The U.N.’s top human rights official said Friday there are reports of mass killings of thousands in Libya that should spur the international community to “step in vigorously” to end the crackdown against anti-government protesters.

U.N. High Commissioner for Human Rights Navi Pillay implored the U.N. Human Rights Council to use “all means possible” to establish an independent panel to investigate the alleged abuses by Libyan security forces and hold those responsible to account.

The U.N. Security Council was also due to meet Friday to discuss a draft proposal for sanctions against Libyan leaders.

Government forces are fighting rebels for cities near the capital. Gadhafi’s troops control Tripoli after cracking down on anti-government protests several days ago. Residents say they are staying indoors unless forced to search for supplies.

The New York-based Human Rights Watch has put the death toll in Libya at nearly 300, according to a partial count. Italy’s Foreign Minister Franco Frattini said estimates of some 1,000 people killed were “credible.” French estimates suggest some 2,000 people may have died.

Gadhafi’s response to the uprising in his country has been the harshest by any Arab leader in the wave of protests that has swept the Middle East recently, toppling the presidents of Libya’s neighbors Egypt and Tunisia.

In Brussels, NATO also planned to hold an emergency meeting Friday to consider the deteriorating situation in Libya. It had received no requests to intervene said it would only do so if it were given a United Nations mandate.

‘Lashing out madly’

French Foreign Minister Michele Alliot-Marie said France and Britain would press the Security Council for a “total embargo on weapons as well as sanctions, and also the referral of a case to the International Criminal Court for crimes against humanity.”

The Security Council rarely does so, but ordered an investigation into crimes in Darfur in 2005.

“This regime in Libya is lashing out madly, it is waging war against its own people,” German Foreign Minister Guido Westerwelle said in an interview with WDR radio Friday. “We cannot accept that, so the U.N. Security Council must once again consider this situation urgently, and we must now approve sanctions together.”

Westerwelle said possibilities include barring entry to members of the ruling family and freezing assets.

The EU’s foreign policy chief Catherine Ashton also said the Security Council must “take action” and the EU bloc should consider imposing travel restrictions and asset freezes to achieve a halt to the violence there and move toward democracy.
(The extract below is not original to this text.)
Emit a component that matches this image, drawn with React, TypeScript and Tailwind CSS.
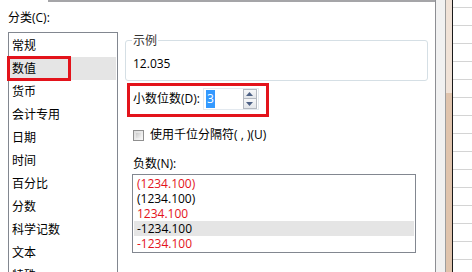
import React from "react";

const FONT = '"Open Sans", "Noto Sans CJK SC", sans-serif';

const categories = ["常规", "数值", "货币", "会计专用", "日期", "时间", "百分比", "分数", "科学记数", "文本", "特殊", "自定义"];

const negatives: { text: string; red: boolean; selected?: boolean }[] = [
  { text: "(1234.100)", red: true },
  { text: "(1234.100)", red: false },
  { text: "1234.100", red: true },
  { text: "-1234.100", red: false, selected: true },
  { text: "-1234.100", red: true },
];

function Spinner() {
  return (
    <div className="flex flex-col w-[14px] h-[20px] ml-auto mr-[1px]">
      <div className="h-[10px] border border-[#b3b8c0] bg-gradient-to-b from-[#f6f7f9] to-[#e3e6ea] flex items-center justify-center">
        <svg width="7" height="4" viewBox="0 0 7 4"><path d="M0 4 L3.5 0 L7 4 Z" fill="#4d6185" /></svg>
      </div>
      <div className="h-[10px] border border-t-0 border-[#b3b8c0] bg-gradient-to-b from-[#f6f7f9] to-[#e3e6ea] flex items-center justify-center">
        <svg width="7" height="4" viewBox="0 0 7 4"><path d="M0 0 L3.5 4 L7 0 Z" fill="#4d6185" /></svg>
      </div>
    </div>
  );
}

export default function App() {
  return (
    <div className="w-[472px] h-[272px] overflow-hidden flex bg-white text-[12px] text-black" style={{ fontFamily: FONT }}>
      {/* dialog tab panel */}
      <div className="w-[436px] h-full border-r border-[#8d8e93] flex flex-col shrink-0">
        <div className="flex h-[2px] shrink-0">
          <div className="w-[48px]" />
          <div className="flex-1 bg-[#a5a5a8]" />
        </div>
        <div className="pl-[8px] mt-[8px] h-[16px] leading-[16px]">分类(C):</div>
        <div className="flex mt-[6px]">
          {/* category list */}
          <div className="ml-[8px] w-[110px] h-[260px] border border-[#828790] pt-[1px] relative shrink-0">
            {categories.map((c, i) => (
              <div
                key={c}
                className={
                  "h-[23px] leading-[23px] pl-[3px] mr-[1px] whitespace-nowrap " + (i === 1 ? "bg-[#e5e5e5]" : "")
                }
              >
                {c}
              </div>
            ))}
            <div className="absolute left-[-2px] top-[23px] w-[64px] h-[25px] border-[3px] border-[#e3131b]" />
          </div>

          {/* right column */}
          <div className="ml-[7px] w-[303px] flex flex-col">
            {/* sample group */}
            <div className="relative mt-[8px] h-[41px] border border-[#d5dfe5] rounded-[3px] pl-[7px] pt-[15px]">
              <span className="absolute left-[6px] top-[-6px] px-[1px] bg-white leading-[12px] text-[#333]">示例</span>
              <div className="leading-[16px]">12.035</div>
            </div>

            {/* decimals row */}
            <div className="relative mt-[7px] flex items-center h-[22px] pl-[8px]">
              <span className="leading-[16px] whitespace-nowrap">小数位数(D):</span>
              <div className="ml-[3px] w-[56px] h-[22px] border border-[#e3e9ef] flex items-center pl-[2px]">
                <span className="bg-[#3399ff] text-white leading-[18px] px-[1px]">3</span>
                <Spinner />
              </div>
              <div className="absolute left-[2px] top-[-5px] w-[142px] h-[34px] border-[3px] border-[#e3131b]" />
            </div>

            {/* thousands separator */}
            <div className="mt-[17px] flex items-center h-[16px] pl-[8px]">
              <div className="w-[11px] h-[11px] border border-[#8f8f8f] bg-gradient-to-br from-[#dcdcdc] to-[#f8f8f8] p-[2px]">
                <div className="w-full h-full bg-gradient-to-br from-[#cbcbcb] to-[#f2f2f2]" />
              </div>
              <span className="ml-[6px] leading-[16px] whitespace-nowrap">使用千位分隔符( , )(U)</span>
            </div>

            {/* negatives */}
            <div className="mt-[13px] pl-[8px] h-[16px] leading-[16px]">负数(N):</div>
            <div className="mt-[2px] ml-[7px] w-[284px] h-[79px] border border-[#828790] pt-[1px]">
              {negatives.map((n, i) => (
                <div
                  key={i}
                  className={
                    "h-[15px] leading-[15px] mx-[1px] pl-[3px] " +
                    (n.red ? "text-[#e3131b] " : "text-black ") +
                    (n.selected ? "bg-[#e5e5e5]" : "")
                  }
                >
                  {n.text}
                </div>
              ))}
            </div>
          </div>
        </div>
      </div>

      {/* dialog edge / splitter */}
      <div className="w-[9px] h-full bg-[#f1f1f1] shrink-0" />
      <div className="w-[1px] h-full bg-[#9d9d9d] shrink-0" />
      <div className="w-[6px] h-full flex flex-col shrink-0">
        <div className="h-[93px] bg-[#f0e2d7]" />
        <div className="flex-1 bg-[#e0c4ad]" />
      </div>
      <div className="w-[1px] h-full bg-[#1a1a1a] shrink-0" />

      {/* spreadsheet column */}
      <div className="flex-1 flex flex-col">
        <div className="h-[8px] border-b border-[#d4d4d4] shrink-0" />
        {Array.from({ length: 15 }).map((_, i) => (
          <div key={i} className="h-[18px] border-b border-[#d4d4d4] shrink-0" />
        ))}
      </div>
    </div>
  );
}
The United States is considering a larger sanctions package that might include asset freezes and travel bans on senior Libyan officials, or a ban on the sale of U.S. military equipment.

Tide of rebellion

Foreign governments focused on evacuating thousands of their citizens trapped by the unrest.

Hundreds of Americans and other foreigners were stuck on a ferry for a third straight day, unable to leave due to rough seas, while high winds affected the takeoff of Turkish military planes involved in the evacuation effort.

The U.S. State Department said in a post to Twitter that 167 U.S. citizens and 118 citizens of other countries were on the ferry. It would take at least six hours for it to reach Valetta, Malta.

After decades of shunning Gadhafi, accusing him of supporting anti-Western militant groups around the world, the Western powers had in recent years embraced the flamboyant leader with a penchant for flowing robes and female bodyguards.

Gadhafi was particularly reviled after the 1988 Pan Am airliner bombing over Lockerbie, Scotland. A defecting minister said this week he had evidence Gadhafi did order the attack, in which 270 people were killed.

His ending of some weapons programs and cutting of overt ties with international militants, especially following the U.S. overthrow of Iraq’s Saddam Hussein in 2003, led to cooperation with Western companies on developing oil fields.